I had a heated discussion this afternoon with a MAG buddy of mine – a solo-practice orthopedic surgeon practicing in a rural area of Georgia. He began with “I’m (fed up) with the bashing of fee-for-service (FFS). There’s no (alternative) compensation methodology that creates similar levels of physician productivity.” And off we went.
The Definition of Physician Productivity. I’ll send him the link to one of my previous posts (“The Real Definition of Physician Productivity Might Surprise You“), but we agreed that wRVUs can be a part of measuring “work-done”, particularly when comparing the unequal burden of caring for a patient-population with higher levels of diabetes or kidney disease, or lower levels of medical sophistication. But fundamentally, he defines physician productivity as “things done to patients today”, rather than “patient problems solved today or avoided tomorrow.”

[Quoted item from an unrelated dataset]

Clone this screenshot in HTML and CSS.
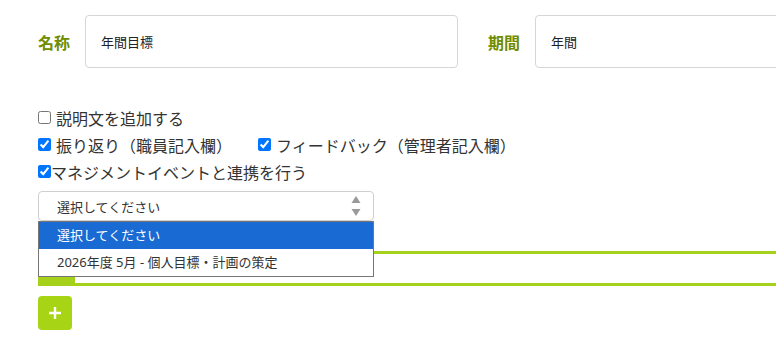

The Role of Money in Determining Physician Work Ethic (or if you prefer, in Determining Discretionary Effort). My friend firmly believes that money is the ONE, dominant motivation of physician work ethic – that salaried physicians will “work (only) when they want to.” He went on to say that higher levels of pay will create higher levels of effort. But I know my friend gives the same level of high effort in the OR when operating on a Medicaid patient as he does when operating on a commercially insured patient, producing an incongruity in his argument.
If not money, then what? I spoke of group culture (interdependency among and accountability to one another, ensuring reliably high levels of effort by all), and inherent altruism among physicians, but he would have none of it. For him, those concepts were somewhere between mythology and ideology. He offered a (not-so) hypothetical case of a little girl with a newly broken elbow presenting to the orthopedic office at 5:01 pm, ostensibly ushered into the FFS office, but turned away by a salaried orthopod. He was incredulous at my declaration that a given physician’s behavior in such a circumstance would be (ie, must be) dissociated from the presence or absence of compensation. I never got to plug Daniel Pink’s work.
This conversation unnerved me. Not because I am unlikely to ever change the mindset of my friend relative to the role of money in physician behavior. And not because of some ridiculous belief we physicians should work for free; I believe physicians should be highly compensated for the high stakes, high intensity, narrow-tolerances of our privileged craft, just not through a FFS mechanism.
Rather, I believe my friend’s point of view is likely reflective of the majority of FFS colleagues. Thus, our profession is threatened even more than I once believed. W.W.O.D?